SOURCE EXCERPT =>
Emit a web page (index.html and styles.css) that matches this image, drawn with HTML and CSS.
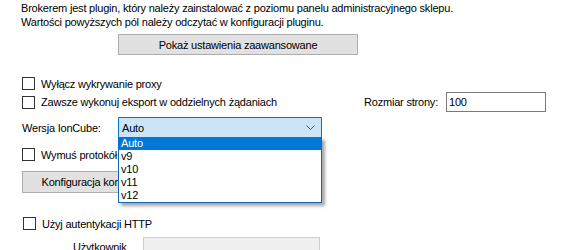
FILE: index.html
```html
<!DOCTYPE html>
<html lang="pl">
<head>
    <meta charset="UTF-8">
    <title>Ustawienia pluginu</title>
    <link rel="stylesheet" href="styles.css">
</head>
<body>
    <div class="panel">
        <p class="intro">Brokerem jest plugin, który należy zainstalować z poziomu panelu administracyjnego sklepu.<br>
        Wartości powyższych pól należy odczytać w konfiguracji pluginu.</p>

        <div class="advanced-row">
            <button class="btn btn-advanced" type="button">Pokaż ustawienia zaawansowane</button>
        </div>

        <!-- Proxy -->
        <label class="check-row row-proxy">
            <span class="box"></span>
            <span>Wyłącz wykrywanie proxy</span>
        </label>

        <!-- Export + page size -->
        <div class="row-export">
            <label class="check-row export-label">
                <span class="box"></span>
                <span>Zawsze wykonuj eksport w oddzielnych żądaniach</span>
            </label>
            <span class="page-size-label">Rozmiar strony:</span>
            <div class="textbox page-size">100</div>
        </div>

        <!-- IonCube -->
        <div class="row-ioncube">
            <span class="ioncube-label">Wersja IonCube:</span>
            <div class="combo">
                <div class="combo-value">
                    <span>Auto</span>
                    <svg class="chevron" width="9" height="5" viewBox="0 0 9 5">
                        <polyline points="0.5,0.5 4.5,4.5 8.5,0.5" fill="none" stroke="#5a5a5a" stroke-width="1"/>
                    </svg>
                </div>
                <ul class="combo-list">
                    <li class="selected">Auto</li>
                    <li>v9</li>
                    <li>v10</li>
                    <li>v11</li>
                    <li>v12</li>
                </ul>
            </div>
        </div>

        <!-- Protocol -->
        <label class="check-row row-protocol">
            <span class="box"></span>
            <span>Wymuś protokół HTTP 1.0</span>
        </label>

        <div class="config-row">
            <button class="btn btn-config" type="button">Konfiguracja komunikacji</button>
        </div>

        <!-- HTTP auth -->
        <label class="check-row row-auth">
            <span class="box"></span>
            <span>Użyj autentykacji HTTP</span>
        </label>

        <div class="row-user">
            <span class="user-label">Użytkownik</span>
            <div class="textbox disabled user-input"></div>
        </div>
    </div>
</body>
</html>
```

FILE: styles.css
```css
body {
    margin: 0;
    background: #ffffff;
    font-family: "Liberation Sans", Arial, sans-serif;
    font-size: 11px;
    letter-spacing: -0.2px;
    color: #000000;
    overflow: hidden;
}

.panel {
    width: 575px;
    height: 250px;
    padding-left: 21px;
    box-sizing: border-box;
}

/* Intro text */
.intro {
    margin: 0;
    padding-top: 1px;
    line-height: 14px;
}

/* Buttons */
.btn {
    font-family: inherit;
    font-size: 11px;
    letter-spacing: -0.2px;
    color: #000000;
    background: #e1e1e1;
    border: 1px solid #adadad;
    padding: 0;
    margin: 0;
}

.advanced-row {
    margin-top: 5px;
    padding-left: 97px;
}

.btn-advanced {
    width: 240px;
    height: 21px;
}

/* Checkbox rows */
.check-row {
    display: flex;
    align-items: center;
    gap: 6px;
    height: 13px;
}

.box {
    width: 13px;
    height: 13px;
    box-sizing: border-box;
    border: 1px solid #333333;
    background: #ffffff;
    flex: none;
}

.row-proxy {
    margin-top: 22px;
    padding-left: 1px;
}

.row-export {
    display: flex;
    align-items: center;
    height: 20px;
    margin-top: 2px;
}

.export-label {
    width: 342px;
    padding-left: 1px;
}

.page-size-label {
    width: 82px;
}

.textbox {
    box-sizing: border-box;
    height: 20px;
    border: 1px solid #7a7a7a;
    background: #ffffff;
    padding: 2px 0 0 2px;
    line-height: 15px;
}

.page-size {
    width: 100px;
}

/* IonCube combo */
.row-ioncube {
    display: flex;
    align-items: center;
    height: 21px;
    margin-top: 5px;
}

.ioncube-label {
    width: 96px;
    padding-left: 1px;
}

.combo {
    position: relative;
    width: 204px;
    height: 21px;
}

.combo-value {
    box-sizing: border-box;
    height: 21px;
    border: 1px solid #0078d7;
    background: #cce4f7;
    display: flex;
    align-items: center;
    justify-content: space-between;
    padding: 0 6px 0 3px;
}

.chevron {
    display: block;
}

.combo-list {
    position: absolute;
    left: 0;
    top: 20px;
    width: 204px;
    box-sizing: border-box;
    margin: 0;
    padding: 0;
    list-style: none;
    background: #ffffff;
    border: 1px solid #1664b4;
    border-top: none;
    box-shadow: 3px 3px 3px rgba(0, 0, 0, 0.35);
    z-index: 2;
}

.combo-list li {
    height: 13px;
    line-height: 13px;
    padding-left: 2px;
}

.combo-list .selected {
    background: #0078d7;
    color: #ffffff;
}

.row-protocol {
    margin-top: 10px;
    padding-left: 1px;
}

.config-row {
    margin-top: 10px;
    padding-left: 1px;
}

.btn-config {
    width: 156px;
    height: 22px;
}

.row-auth {
    margin-top: 24px;
    padding-left: 2px;
}

.row-user {
    display: flex;
    align-items: flex-start;
    margin-top: 7px;
}

.user-label {
    padding-left: 52px;
    padding-top: 4px;
    box-sizing: border-box;
    width: 122px;
}

.textbox.disabled {
    background: #f0f0f0;
    border-color: #cccccc;
}

.user-input {
    width: 177px;
}
```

GIVEN REQUEST =>
Return the full material word for word. Do not include the pictures.

EXERCISE ANSWER =>
Emit a web page (index.html and styles.css) that matches this image, drawn with HTML and CSS.
FILE: index.html
```html
<!DOCTYPE html>
<html lang="pl">
<head>
    <meta charset="UTF-8">
    <title>Ustawienia pluginu</title>
    <link rel="stylesheet" href="styles.css">
</head>
<body>
    <div class="panel">
        <p class="intro">Brokerem jest plugin, który należy zainstalować z poziomu panelu administracyjnego sklepu.<br>
        Wartości powyższych pól należy odczytać w konfiguracji pluginu.</p>

        <div class="advanced-row">
            <button class="btn btn-advanced" type="button">Pokaż ustawienia zaawansowane</button>
        </div>

        <!-- Proxy -->
        <label class="check-row row-proxy">
            <span class="box"></span>
            <span>Wyłącz wykrywanie proxy</span>
        </label>

        <!-- Export + page size -->
        <div class="row-export">
            <label class="check-row export-label">
                <span class="box"></span>
                <span>Zawsze wykonuj eksport w oddzielnych żądaniach</span>
            </label>
            <span class="page-size-label">Rozmiar strony:</span>
            <div class="textbox page-size">100</div>
        </div>

        <!-- IonCube -->
        <div class="row-ioncube">
            <span class="ioncube-label">Wersja IonCube:</span>
            <div class="combo">
                <div class="combo-value">
                    <span>Auto</span>
                    <svg class="chevron" width="9" height="5" viewBox="0 0 9 5">
                        <polyline points="0.5,0.5 4.5,4.5 8.5,0.5" fill="none" stroke="#5a5a5a" stroke-width="1"/>
                    </svg>
                </div>
                <ul class="combo-list">
                    <li class="selected">Auto</li>
                    <li>v9</li>
                    <li>v10</li>
                    <li>v11</li>
                    <li>v12</li>
                </ul>
            </div>
        </div>

        <!-- Protocol -->
        <label class="check-row row-protocol">
            <span class="box"></span>
            <span>Wymuś protokół HTTP 1.0</span>
        </label>

        <div class="config-row">
            <button class="btn btn-config" type="button">Konfiguracja komunikacji</button>
        </div>

        <!-- HTTP auth -->
        <label class="check-row row-auth">
            <span class="box"></span>
            <span>Użyj autentykacji HTTP</span>
        </label>

        <div class="row-user">
            <span class="user-label">Użytkownik</span>
            <div class="textbox disabled user-input"></div>
        </div>
    </div>
</body>
</html>
```

FILE: styles.css
```css
body {
    margin: 0;
    background: #ffffff;
    font-family: "Liberation Sans", Arial, sans-serif;
    font-size: 11px;
    letter-spacing: -0.2px;
    color: #000000;
    overflow: hidden;
}

.panel {
    width: 575px;
    height: 250px;
    padding-left: 21px;
    box-sizing: border-box;
}

/* Intro text */
.intro {
    margin: 0;
    padding-top: 1px;
    line-height: 14px;
}

/* Buttons */
.btn {
    font-family: inherit;
    font-size: 11px;
    letter-spacing: -0.2px;
    color: #000000;
    background: #e1e1e1;
    border: 1px solid #adadad;
    padding: 0;
    margin: 0;
}

.advanced-row {
    margin-top: 5px;
    padding-left: 97px;
}

.btn-advanced {
    width: 240px;
    height: 21px;
}

/* Checkbox rows */
.check-row {
    display: flex;
    align-items: center;
    gap: 6px;
    height: 13px;
}

.box {
    width: 13px;
    height: 13px;
    box-sizing: border-box;
    border: 1px solid #333333;
    background: #ffffff;
    flex: none;
}

.row-proxy {
    margin-top: 22px;
    padding-left: 1px;
}

.row-export {
    display: flex;
    align-items: center;
    height: 20px;
    margin-top: 2px;
}

.export-label {
    width: 342px;
    padding-left: 1px;
}

.page-size-label {
    width: 82px;
}

.textbox {
    box-sizing: border-box;
    height: 20px;
    border: 1px solid #7a7a7a;
    background: #ffffff;
    padding: 2px 0 0 2px;
    line-height: 15px;
}

.page-size {
    width: 100px;
}

/* IonCube combo */
.row-ioncube {
    display: flex;
    align-items: center;
    height: 21px;
    margin-top: 5px;
}

.ioncube-label {
    width: 96px;
    padding-left: 1px;
}

.combo {
    position: relative;
    width: 204px;
    height: 21px;
}

.combo-value {
    box-sizing: border-box;
    height: 21px;
    border: 1px solid #0078d7;
    background: #cce4f7;
    display: flex;
    align-items: center;
    justify-content: space-between;
    padding: 0 6px 0 3px;
}

.chevron {
    display: block;
}

.combo-list {
    position: absolute;
    left: 0;
    top: 20px;
    width: 204px;
    box-sizing: border-box;
    margin: 0;
    padding: 0;
    list-style: none;
    background: #ffffff;
    border: 1px solid #1664b4;
    border-top: none;
    box-shadow: 3px 3px 3px rgba(0, 0, 0, 0.35);
    z-index: 2;
}

.combo-list li {
    height: 13px;
    line-height: 13px;
    padding-left: 2px;
}

.combo-list .selected {
    background: #0078d7;
    color: #ffffff;
}

.row-protocol {
    margin-top: 10px;
    padding-left: 1px;
}

.config-row {
    margin-top: 10px;
    padding-left: 1px;
}

.btn-config {
    width: 156px;
    height: 22px;
}

.row-auth {
    margin-top: 24px;
    padding-left: 2px;
}

.row-user {
    display: flex;
    align-items: flex-start;
    margin-top: 7px;
}

.user-label {
    padding-left: 52px;
    padding-top: 4px;
    box-sizing: border-box;
    width: 122px;
}

.textbox.disabled {
    background: #f0f0f0;
    border-color: #cccccc;
}

.user-input {
    width: 177px;
}
```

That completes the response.